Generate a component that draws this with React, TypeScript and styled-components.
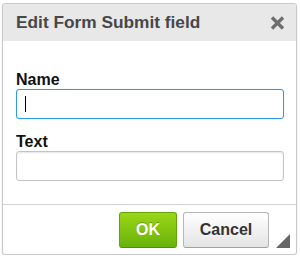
import React from "react";
import styled, { createGlobalStyle } from "styled-components";

const GlobalStyle = createGlobalStyle`
  body {
    margin: 0;
    background: #ffffff;
    font-family: "Liberation Sans", Arial, sans-serif;
  }
`;

const Page = styled.div`
  padding: 3px 3px 0 2px;
`;

const Dialog = styled.div`
  position: relative;
  width: 293px;
  height: 250px;
  display: flex;
  flex-direction: column;
  border: 1px solid #c9c9c9;
  border-radius: 3px;
  box-shadow: 0 1px 2px rgba(0, 0, 0, 0.12);
  overflow: hidden;
  background: #fff;
`;

const Header = styled.div`
  height: 37px;
  padding: 0 11px 0 13px;
  display: flex;
  align-items: center;
  justify-content: space-between;
  background: #e8e8e8;
`;

const Title = styled.span`
  font-size: 17.3px;
  font-weight: bold;
  color: #474747;
`;

const Close = styled.button`
  border: 0;
  padding: 0;
  background: none;
  width: 15px;
  height: 14px;
  display: flex;
  color: #6e6e6e;
  cursor: pointer;
`;

const Body = styled.div`
  flex: 1;
  padding: 30px 12px 0 13px;
  display: flex;
  flex-direction: column;
`;

const Label = styled.label<{ $gap?: number }>`
  display: block;
  font-size: 16px;
  line-height: 18px;
  font-weight: bold;
  color: #111;
  margin-top: ${(p) => p.$gap ?? 0}px;
  margin-bottom: 0;
`;

const Field = styled.div`
  position: relative;
`;

const Input = styled.input<{ $focused?: boolean }>`
  box-sizing: border-box;
  display: block;
  width: 100%;
  height: 30px;
  padding: 0 8px;
  border: 1px solid ${(p) => (p.$focused ? "#2e9bf0" : "#c4c4c4")};
  border-radius: 3px;
  box-shadow: ${(p) =>
    p.$focused ? "0 0 1px rgba(46,155,240,0.4)" : "inset 0 1px 2px rgba(0,0,0,0.1)"};
  font-family: inherit;
  font-size: 14px;
  outline: none;
  background: #fff;
`;

const Caret = styled.span`
  position: absolute;
  left: 9px;
  top: 7px;
  width: 1px;
  height: 16px;
  background: #000;
`;

const Footer = styled.div`
  height: 50px;
  box-sizing: border-box;
  border-top: 1px solid #d3d3d3;
  padding: 7px 27px 0 0;
  display: flex;
  justify-content: flex-end;
  gap: 6px;
`;

const Button = styled.button<{ $primary?: boolean }>`
  box-sizing: border-box;
  height: 36px;
  padding: 0;
  width: ${(p) => (p.$primary ? 58 : 86)}px;
  border-radius: 3px;
  border: 1px solid ${(p) => (p.$primary ? "#62a60a" : "#b6b6b6")};
  border-bottom-color: ${(p) => (p.$primary ? "#4d9200" : "#a0a0a0")};
  background: ${(p) =>
    p.$primary
      ? "linear-gradient(#9ad717, #69b10b)"
      : "linear-gradient(#ffffff, #e4e4e4)"};
  color: ${(p) => (p.$primary ? "#ffffff" : "#333333")};
  text-shadow: ${(p) =>
    p.$primary ? "0 -1px 0 rgba(85,131,12,0.6)" : "0 1px 0 rgba(255,255,255,0.5)"};
  font-family: inherit;
  font-size: 16px;
  font-weight: bold;
  cursor: pointer;
`;

const Grip = styled.svg`
  position: absolute;
  right: 6px;
  bottom: 6px;
`;

export default function App() {
  return (
    <>
      <GlobalStyle />
      <Page>
        <Dialog>
          <Header>
            <Title>Edit Form Submit field</Title>
            <Close aria-label="Close">
              <svg width="15" height="14" viewBox="0 0 15 14">
                <path
                  d="M2 1.5 L13 12.5 M13 1.5 L2 12.5"
                  stroke="currentColor"
                  strokeWidth="3.4"
                />
              </svg>
            </Close>
          </Header>
          <Body>
            <Label>Name</Label>
            <Field>
              <Input $focused />
              <Caret />
            </Field>
            <Label $gap={14}>Text</Label>
            <Input />
          </Body>
          <Footer>
            <Button $primary>OK</Button>
            <Button>Cancel</Button>
          </Footer>
          <Grip width="14" height="14" viewBox="0 0 14 14">
            <polygon points="14,0 14,14 0,14" fill="#666" />
          </Grip>
        </Dialog>
      </Page>
    </>
  );
}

**INSTRUCTIONS TO FOLLOW:**
Copy the data word for word. Pictures do not go in the copy.

**COMPLETED TASK:**
Generate a component that draws this with React, TypeScript and styled-components.
import React from "react";
import styled, { createGlobalStyle } from "styled-components";

const GlobalStyle = createGlobalStyle`
  body {
    margin: 0;
    background: #ffffff;
    font-family: "Liberation Sans", Arial, sans-serif;
  }
`;

const Page = styled.div`
  padding: 3px 3px 0 2px;
`;

const Dialog = styled.div`
  position: relative;
  width: 293px;
  height: 250px;
  display: flex;
  flex-direction: column;
  border: 1px solid #c9c9c9;
  border-radius: 3px;
  box-shadow: 0 1px 2px rgba(0, 0, 0, 0.12);
  overflow: hidden;
  background: #fff;
`;

const Header = styled.div`
  height: 37px;
  padding: 0 11px 0 13px;
  display: flex;
  align-items: center;
  justify-content: space-between;
  background: #e8e8e8;
`;

const Title = styled.span`
  font-size: 17.3px;
  font-weight: bold;
  color: #474747;
`;

const Close = styled.button`
  border: 0;
  padding: 0;
  background: none;
  width: 15px;
  height: 14px;
  display: flex;
  color: #6e6e6e;
  cursor: pointer;
`;

const Body = styled.div`
  flex: 1;
  padding: 30px 12px 0 13px;
  display: flex;
  flex-direction: column;
`;

const Label = styled.label<{ $gap?: number }>`
  display: block;
  font-size: 16px;
  line-height: 18px;
  font-weight: bold;
  color: #111;
  margin-top: ${(p) => p.$gap ?? 0}px;
  margin-bottom: 0;
`;

const Field = styled.div`
  position: relative;
`;

const Input = styled.input<{ $focused?: boolean }>`
  box-sizing: border-box;
  display: block;
  width: 100%;
  height: 30px;
  padding: 0 8px;
  border: 1px solid ${(p) => (p.$focused ? "#2e9bf0" : "#c4c4c4")};
  border-radius: 3px;
  box-shadow: ${(p) =>
    p.$focused ? "0 0 1px rgba(46,155,240,0.4)" : "inset 0 1px 2px rgba(0,0,0,0.1)"};
  font-family: inherit;
  font-size: 14px;
  outline: none;
  background: #fff;
`;

const Caret = styled.span`
  position: absolute;
  left: 9px;
  top: 7px;
  width: 1px;
  height: 16px;
  background: #000;
`;

const Footer = styled.div`
  height: 50px;
  box-sizing: border-box;
  border-top: 1px solid #d3d3d3;
  padding: 7px 27px 0 0;
  display: flex;
  justify-content: flex-end;
  gap: 6px;
`;

const Button = styled.button<{ $primary?: boolean }>`
  box-sizing: border-box;
  height: 36px;
  padding: 0;
  width: ${(p) => (p.$primary ? 58 : 86)}px;
  border-radius: 3px;
  border: 1px solid ${(p) => (p.$primary ? "#62a60a" : "#b6b6b6")};
  border-bottom-color: ${(p) => (p.$primary ? "#4d9200" : "#a0a0a0")};
  background: ${(p) =>
    p.$primary
      ? "linear-gradient(#9ad717, #69b10b)"
      : "linear-gradient(#ffffff, #e4e4e4)"};
  color: ${(p) => (p.$primary ? "#ffffff" : "#333333")};
  text-shadow: ${(p) =>
    p.$primary ? "0 -1px 0 rgba(85,131,12,0.6)" : "0 1px 0 rgba(255,255,255,0.5)"};
  font-family: inherit;
  font-size: 16px;
  font-weight: bold;
  cursor: pointer;
`;

const Grip = styled.svg`
  position: absolute;
  right: 6px;
  bottom: 6px;
`;

export default function App() {
  return (
    <>
      <GlobalStyle />
      <Page>
        <Dialog>
          <Header>
            <Title>Edit Form Submit field</Title>
            <Close aria-label="Close">
              <svg width="15" height="14" viewBox="0 0 15 14">
                <path
                  d="M2 1.5 L13 12.5 M13 1.5 L2 12.5"
                  stroke="currentColor"
                  strokeWidth="3.4"
                />
              </svg>
            </Close>
          </Header>
          <Body>
            <Label>Name</Label>
            <Field>
              <Input $focused />
              <Caret />
            </Field>
            <Label $gap={14}>Text</Label>
            <Input />
          </Body>
          <Footer>
            <Button $primary>OK</Button>
            <Button>Cancel</Button>
          </Footer>
          <Grip width="14" height="14" viewBox="0 0 14 14">
            <polygon points="14,0 14,14 0,14" fill="#666" />
          </Grip>
        </Dialog>
      </Page>
    </>
  );
}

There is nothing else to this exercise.